According to the Greek text, that part of Romans 6:11 could be translated, “Continually consider yourselves to be dead to sin.” In other words, if sin tries to act up, we are to keep reminding sin that it has no power over us. The word “reckon” that is used in the King James Version is the Greek word logidzomai, which means to count, to deem, or to consider. Paul used it in the present imperative case. This means it is a command that must be acted upon continually. Putting all of this together means that we are commanded to continually deem our old selves — that is, the personality that existed before Christ — to be as lifeless as a corpse with no life left in it. It is as dead as dead can possibly be, which means you are not who you used to be. That person who once lived is dead, lifeless, gone, and buried forever in the mind of God. This means you are free of your former identity.

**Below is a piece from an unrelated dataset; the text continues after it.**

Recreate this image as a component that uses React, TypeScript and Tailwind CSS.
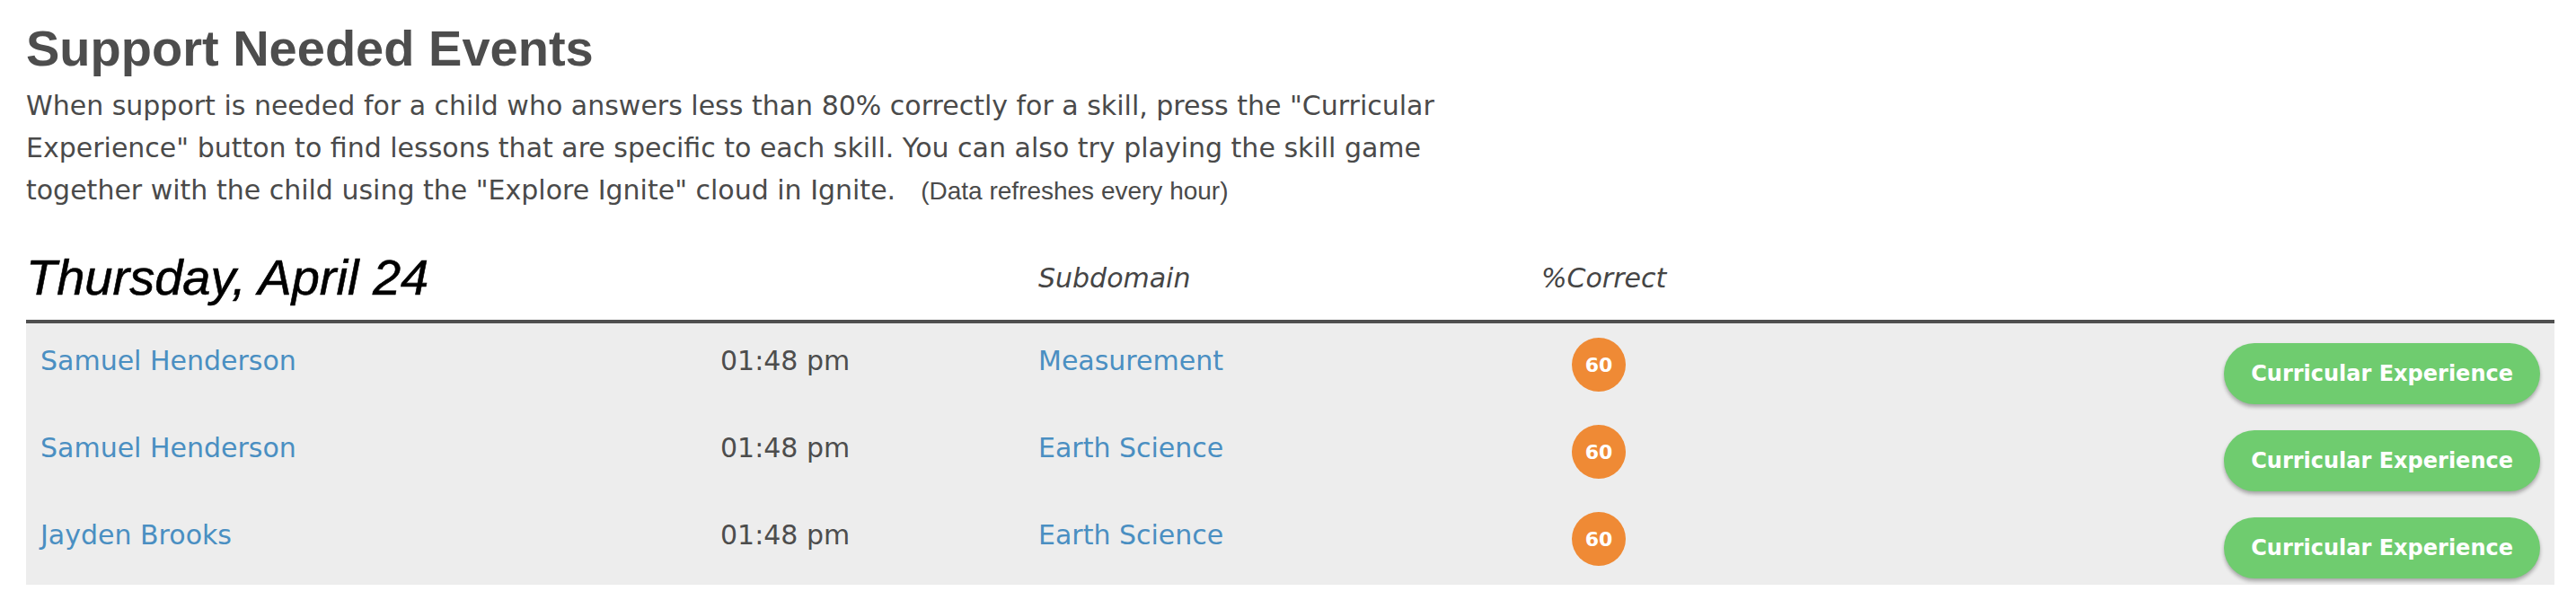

So if your old identity is dead, who are you now? Romans 6:11 says that you are “…alive unto God through Jesus Christ our Lord.” The word “alive” is the Greek word zoontas, a present active participle of zao. When zao becomes zoontas, it doesn’t just refer to life, but to overflowing life, profuse life, life abundant! It is truly the picture of one who is living to the fullest. And because it is a participle, it means this is forever who you are in Christ!

This overflowing life is a permanent condition in Him! There’s no reversal to our old identity. When we died to sin, God quickened us alive with Christ for all of eternity. Therefore, we are forever alive unto God because of what Christ Jesus has done for us! We are new individuals with completely new identities. We are in Christ Jesus!

When I closed my Greek lexicon and paused from my studying, I thought, Wow — that was a lot to get out of an experience at a funeral! And to be honest, I’ve been getting something out of it all these decades since that funeral occurred! It is impossible to exhaust the revelation in Romans 6:11, which declares the old man is dead and an entirely newly created man has arrived in Christ. But that, my friend, is the case!

Who you once were is not who you are now. Today you are a new creature in Christ Jesus, and the person Jesus has made you has become your forever-new identity! It’s a good time to shout, “Amen!”

MY PRAYER FOR TODAY


F
ather, I thank You for the fresh breath of Your Spirit that has swept across my heart. I praise You for giving me new understanding of my identity in Christ. I am overflowing with gratitude to You as I realize that Your great plan of redemption truly caused old things to pass away and all things to become new for me in Him. Through Your great mercy, I was crucified with Christ. When I accepted that exchange, my spirit was recreated by the life of Christ that filled me and made me an entirely new creation in Him. Now with my life hidden in Christ, the old me no longer exists, and this body, once devoted to sin, is now the dwelling place of Your Spirit. My body has no right to dictate my attitudes, actions, or appetites because I am free to reckon it dead. I am forever new because of You. Holy Spirit, I ask You to help me walk in the newness of this life so that I will be an instrument You can use to demonstrate the reality of Christ’s life in me, the Hope of Glory on the earth!

I pray this in Jesus’ name!

 

MY CONFESSION FOR TODAY


I joyfully confess that I am not who I once was. Today I am a new creature in Christ Jesus, and the person Christ has made me to be now is my new identity! I am forever alive unto God because of what Christ Jesus has done for me! I continually deem my old personality that existed before I was born into Christ to be as dead as a corpse with no life left in it. I am not the person I used to be. That person who once lived is dead, lifeless, gone, and buried away forever in the mind of God. I am free of my former identity forever!

I declare this by faith in Jesus’ name!

 

QUESTIONS FOR YOU TO CONSIDER

  1. Do you believe you’ve ever really had a revelation that your old man is dead and that you are a totally new individual because of what Christ has done for you?
  2. Just think of it — nothing about who you were before your conversion really applies to you now. Do you see more clearly how radical salvation actually is after reading this Sparkling Gem?
  3. How does it affect you to think that before God, you are a completely brand- new person and that you will never revert to the personality of your old nature again? How will this affect the way you choose to think and act from this day forward?